Der Blick in die andere Himmelsrichtung ist nicht weniger eindrucksvoll, denn in
den Ozean hinein erstrecken sich zwei Festungen: „Castillo de San Sebastián“
und auf der anderen Seite der kleinen Bucht befindet sich „Castillo de Santa
Catalina“.
Die untergehende Sonne begleitete uns auf unserem
Spaziergang entlang der Küste, vorbei am Parque Genovés, der mich mit einem
Tunnel begeisterte, von dessen Öffnungen aus man zwischen Wasserfällen hindurch
den Rest des Parks in Augenschein nehmen konnte. Obwohl Pilar und ich uns von
den anderen verabschiedet hatten, weil sie müde war und nach Hause wollte,
zeigte sie mir dennoch eifrig einige Orte, die sie an der Stadt besonders
liebte und wurde dadurch umso munterer. Ihre Art und Weise mir von Cádiz zu
erzählen, bestätigte mich nur noch mehr, dass dieser Ort genau der richtige für
einen Erasmusaufenthalt ist. Begeistert hing ich an ihren Lippen und war sehr
dankbar, dass sie sich die Zeit für mich nahm.

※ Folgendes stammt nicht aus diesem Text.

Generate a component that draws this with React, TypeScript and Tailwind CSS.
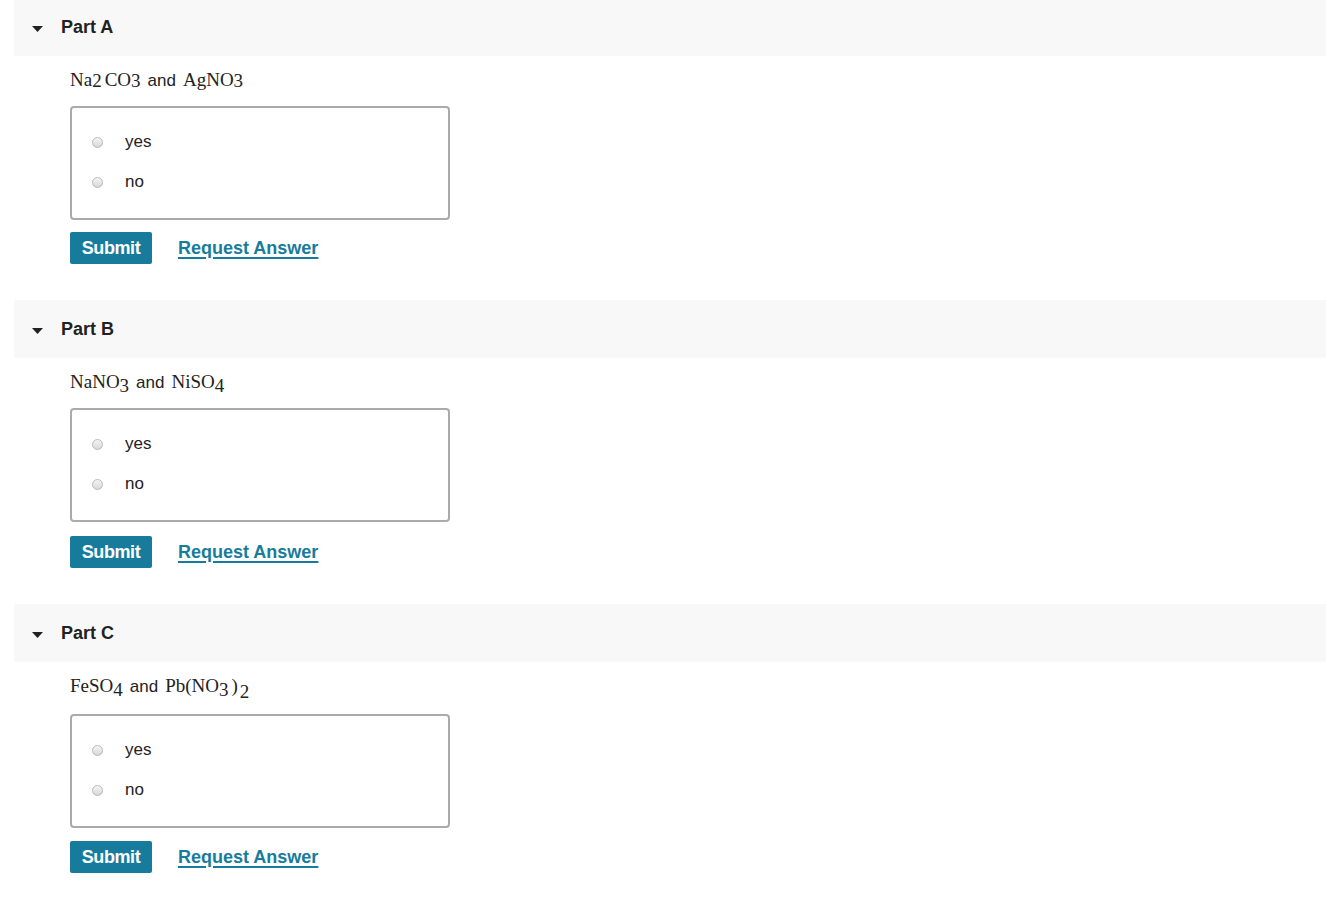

Gemeinsam gingen wir zur nächsten Wohnung. Meine momentane Glückssträhne
hielt offensichtlich an, da sogar ein Mitbewohner in der WG war, obwohl ich den
Vermieter, der unterwegs war, nicht mehr erreicht hatte. Die Tatsache, dass man
auf das Hausdach hinaufgehen kann, welches einen fantastischen Blick über die
komplette Altstadt zu bieten hat, fällte meine Entscheidung. „Hier will ich wohnen!“,
das wusste ich sofort. Da er noch nichts von meinem Besuch erfahren hatte, staunte
der Vermieter nicht schlecht, als ich ihm per Whatsapp mitteilte, dass ich
umgehend in das Zimmer einziehen will. Am Montag ist mein tolles Zimmer dann
einzugsbereit.
Abends aßen Pilar und ich spanische Empanadas gemütlich im
Wohnzimmer und schauten spanisches Fernsehen. Ein super gelungener zweiter Tag!